‘We Regret We Failed to Protect You’: UN Experts Urge Israel to Free Ahmad Manasra

Ahmed Manasra was tried and indicted in Israeli military court when he was 13 years old. (Photo: via IMEMC)

UN human rights experts on Thursday urged the Israeli authorities to immediately release Ahmad Manasra, a 20-year-old Palestinian detained in Israeli prisons since he was 14 years old, while suffering serious mental health conditions.

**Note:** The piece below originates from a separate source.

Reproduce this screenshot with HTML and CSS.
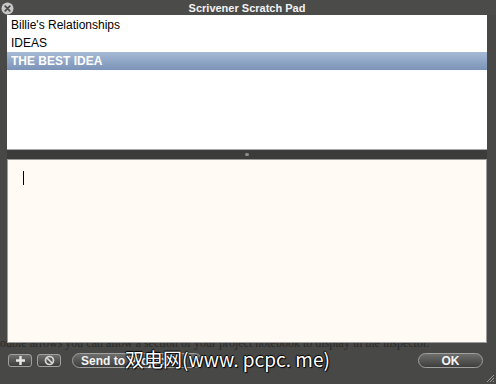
FILE: index.html
```html
<!DOCTYPE html>
<html lang="en">
  <head>
    <meta charset="UTF-8" />
    <title>Scrivener Scratch Pad</title>
    <link rel="stylesheet" href="styles.css">
  </head>
  <body>
    <div class="hud-window">
      <div class="titlebar">
        <span class="close-btn">
          <svg width="13" height="13" viewBox="0 0 13 13">
            <circle cx="6.5" cy="6.5" r="6" fill="#c8c8c8" />
            <path d="M4.2 4.2 L8.8 8.8 M8.8 4.2 L4.2 8.8" stroke="#4a4a4a" stroke-width="1.8" stroke-linecap="round" />
          </svg>
        </span>
        <span class="title">Scrivener Scratch Pad</span>
      </div>

      <div class="panels">
        <ul class="note-list">
          <li>Billie's Relationships</li>
          <li>IDEAS</li>
          <li class="selected">THE BEST IDEA</li>
        </ul>
        <div class="splitter"><span class="grip"></span></div>
        <div class="note-text"><span class="caret"></span></div>
      </div>

      <div class="bottom-bar">
        <div class="behind-text">ouble arrows you can allow a section of your project notebook to display in the inspector.</div>
        <button class="hud-btn square">
          <svg width="11" height="11" viewBox="0 0 11 11">
            <path d="M5.5 1 V10 M1 5.5 H10" stroke="#e8e8e8" stroke-width="2.4" />
          </svg>
        </button>
        <button class="hud-btn square">
          <svg width="11" height="11" viewBox="0 0 11 11">
            <circle cx="5.5" cy="5.5" r="4" fill="none" stroke="#d8d8d8" stroke-width="1.7" />
            <path d="M3 3 L8 8" stroke="#d8d8d8" stroke-width="1.7" />
          </svg>
        </button>
        <button class="hud-btn pill send">Send to Project</button>
        <button class="hud-btn pill ok">OK</button>
        <div class="watermark">双电网(www. pcpc. me)</div>
        <svg class="resize-grip" width="10" height="10" viewBox="0 0 10 10">
          <path d="M9 2 L2 9 M9 5 L5 9 M9 8 L8 9" stroke="#9a9a9a" stroke-width="1" />
        </svg>
      </div>
    </div>
  </body>
</html>
```

FILE: styles.css
```css
body {
  margin: 0;
  padding: 0;
  background-color: #484846;
  font-family: "Lucida Grande", "DejaVu Sans", sans-serif;
}

.hud-window {
  width: 496px;
  height: 384px;
  display: flex;
  flex-direction: column;
  overflow: hidden;
}

.titlebar {
  height: 15px;
  display: flex;
  align-items: center;
  justify-content: center;
  position: relative;
  background-color: #4b4b4a;
}

.close-btn {
  position: absolute;
  left: 1px;
  top: 0;
  height: 13px;
}

.title {
  color: #f2f2f2;
  font-family: "Liberation Sans", Arial, sans-serif;
  font-weight: bold;
  font-size: 11px;
  margin-left: -2px;
  margin-top: 1px;
}

.panels {
  padding: 0 9px 0 7px;
  display: flex;
  flex-direction: column;
  position: relative;
  z-index: 1;
}

.note-list {
  list-style: none;
  margin: 0;
  padding: 1px 0 0;
  height: 133px;
  background-color: #fff;
  border-bottom: 1px solid #a8a8a8;
}

.note-list li {
  height: 18px;
  line-height: 18px;
  padding-left: 4px;
  font-family: "Liberation Sans", Arial, sans-serif;
  font-size: 12px;
  color: #000;
}

.note-list li.selected {
  background: linear-gradient(#a6bad6, #7b93b7);
  color: #fff;
  font-weight: bold;
}

.splitter {
  height: 9px;
  background-color: #3c3c3b;
  display: flex;
  align-items: center;
  justify-content: center;
}

.grip {
  width: 4px;
  height: 3px;
  background-color: #8c8c8c;
  border-radius: 2px;
}

.note-text {
  background-color: #fffbf4;
  border: 1px solid #9c9c9c;
  padding: 11px 15px;
  box-sizing: content-box;
  height: 160px;
}

.caret {
  display: block;
  width: 1px;
  height: 14px;
  background-color: #000;
}

.bottom-bar {
  position: relative;
  flex: 1;
  display: flex;
  align-items: flex-start;
  padding: 10px 0 0 8px;
}

.behind-text {
  position: absolute;
  left: 0;
  top: -7px;
  white-space: nowrap;
  font-family: "Liberation Serif", "Times New Roman", serif;
  font-size: 12px;
  color: #2a2a29;
}

.hud-btn {
  position: relative;
  height: 14px;
  border: 1px solid #a0a0a0;
  background: linear-gradient(#6e6e6d, #3e3e3d);
  color: #f4f4f4;
  font-family: "Liberation Sans", Arial, sans-serif;
  font-weight: bold;
  font-size: 12px;
  padding: 0;
  display: flex;
  align-items: center;
  justify-content: center;
  box-sizing: border-box;
}

.hud-btn.square {
  width: 24px;
  height: 13px;
  border-radius: 3px;
  margin-right: 5px;
  margin-top: 1px;
}

.hud-btn.pill {
  border-radius: 8px;
}

.hud-btn.send {
  width: 130px;
  height: 15px;
  margin-left: 6px;
  justify-content: flex-start;
  padding-left: 8px;
}

.hud-btn.ok {
  width: 65px;
  height: 15px;
  margin-left: auto;
  margin-right: 13px;
}

.watermark {
  position: absolute;
  left: 125px;
  top: 2px;
  z-index: 2;
  font-family: "Noto Sans CJK SC", "DejaVu Sans", sans-serif;
  font-size: 19px;
  color: #fff;
  white-space: nowrap;
  text-shadow: 1px 1px 1px #000, -1px 0 1px #000, 0 -1px 1px #000;
}

.resize-grip {
  position: absolute;
  right: 1px;
  bottom: 1px;
}
```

The experts are Francesca Albanese, Special Rapporteur on the situation of human rights in the Palestinian Territory occupied since 1967; Fionnuala Ni Aolain, Special Rapporteur on the promotion and protection of human rights and fundamental freedoms while countering terrorism; Tendayi Achiume, Special Rapporteur on contemporary forms of racism, racial discrimination, xenophobia and related intolerance; and Tlaleng Mofokeng, Special Rapporteur on the right to health.

“Ahmad’s imprisonment for almost six years has deprived him of childhood, family environment, protection, and all the rights he should have been guaranteed as a child,” the experts said.

“This case is haunting in many respects and his continuous detention, despite his deteriorating mental conditions, is a stain on all of us as part of the international human rights community”.

In 2015, then 13-year-old Ahmad Manasra and his 15-year-old cousin were accused of stabbing two Israelis in the Pisgat Ze’ev settlement in the occupied West Bank. His cousin was shot dead at the scene, whereas Ahmad was hit by a car and sustained serious head injuries while an Israeli crowd jeered at him. Following his arrest, video footage, widely circulated on media, showed young, distressed Ahmad being harshly treated and severely interrogated without the presence of his parents or legal representative.

“The gut-wrenching scenes of a child with broken bones laying on the ground under a barrage of insults and threats shouted by armed adults in a foreign language; of that very same boy being spoon-fed by unfamiliar hands while chained to a hospital bed and then violently interrogated in breach of human rights norms and principles concerning arrest and detention of a child, continue to haunt our conscience,” the experts said.

“To Ahmad we say, we regret we failed to protect you”.

“Ahmad’s arrest and detention happened over a span of time which is absolutely critical for the emotional, intellectual and social development of a child. In all actions concerning children, the best interest of the child must be a primary consideration,” the experts said.

“In violation of this fundamental principle, the overriding consideration in this case appeared to be Israel’s focus on containing whoever they label as terrorism threats”, they added.

Despite Ahmad’s aggravated mental conditions, Israeli occupation authorities have rejected requests by Ahmad’s lawyers for his early release. Israeli authorities maintain that the offense Ahmad was sentenced for constitutes an act of terror, making him ineligible for early release pursuant to the Counter-Terrorism Law.

However, this law only came into effect in November 2016, and amendments to the Counter-Terrorism Law that barred early release for those convicted of serious crimes involving terrorist acts were introduced in December 2018, long after Ahmad was convicted of attempted murder in May 2016.